Previous thread: network performance by Stefan Lambrev on Monday, January 21, 2008 - 2:39 pm. (31 messages)

Next thread: Re: Performance Tracker project update by Robert Watson on Wednesday, January 23, 2008 - 3:36 pm. (20 messages)
To: Erik Cederstrand <erik@...>
Cc: freebsd-performance@freebsd.org <freebsd-performance@...>
Date: Wednesday, January 23, 2008 - 7:44 am

This is coming along very nicely indeed!

One suggestion I have is that as more metrics are added it becomes 
important for an "at a glance" overview of changes so we can monitor for 
performance improvements and regressions among many workloads.

One way to do this would be a matrix of each metric with its change 
compared to recent samples.  e.g. you could do a student's T comparison 
of today's numbers with those from yesterday, or from a week ago, and 
colour-code those that show a significant deviation from "no change". 
This might be a bit noisy on short timescales, so you could aggregrate 
data into larger bins and compare e.g. moving 1-week aggregates. 
Fluctuations on short timescales won't stand out, but if there is a real 
change then it will show up less than a week later.
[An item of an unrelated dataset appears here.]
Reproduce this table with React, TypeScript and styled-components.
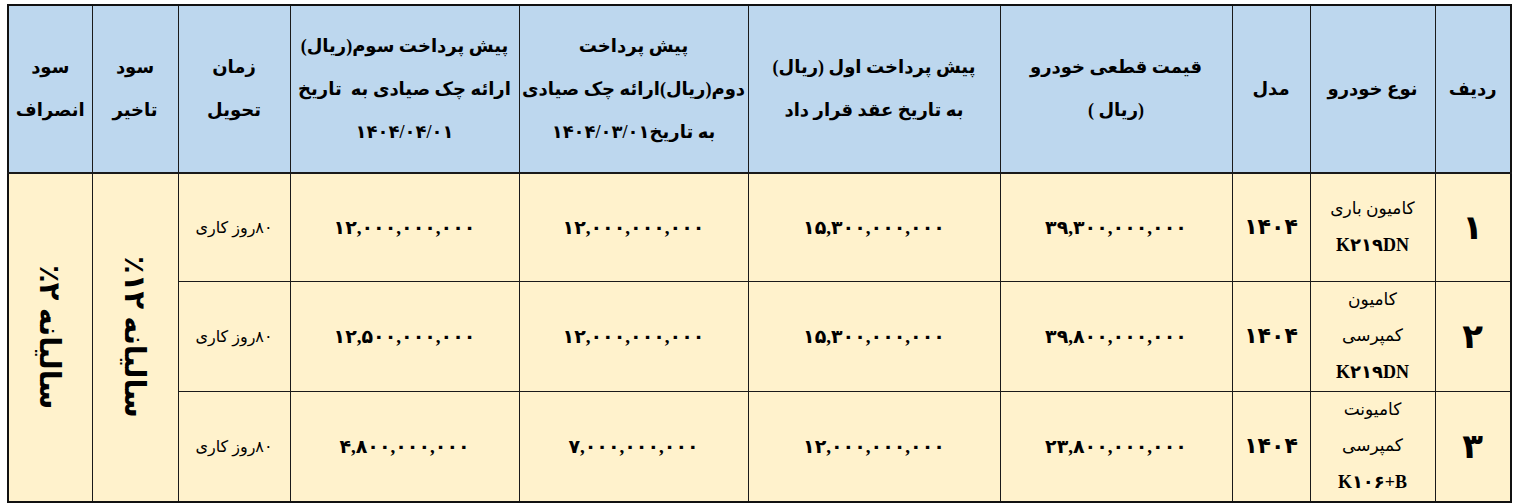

These significant events could also be graphed themselves and/or a 
history log maintained (or automatically annotated on the individual 
graphs) so historical changes can also be pinpointed.

At some point the ability to annotate the data will become important 
(e.g. "We understand the cause of this, it was r1.123 of foo.c, which 
was corrected in r1.124.  The developer responsible has been shot.")

Kris

P.S. If I understand correctly, the float test shows a regression?  The 
metric is calculations/second, so higher = better?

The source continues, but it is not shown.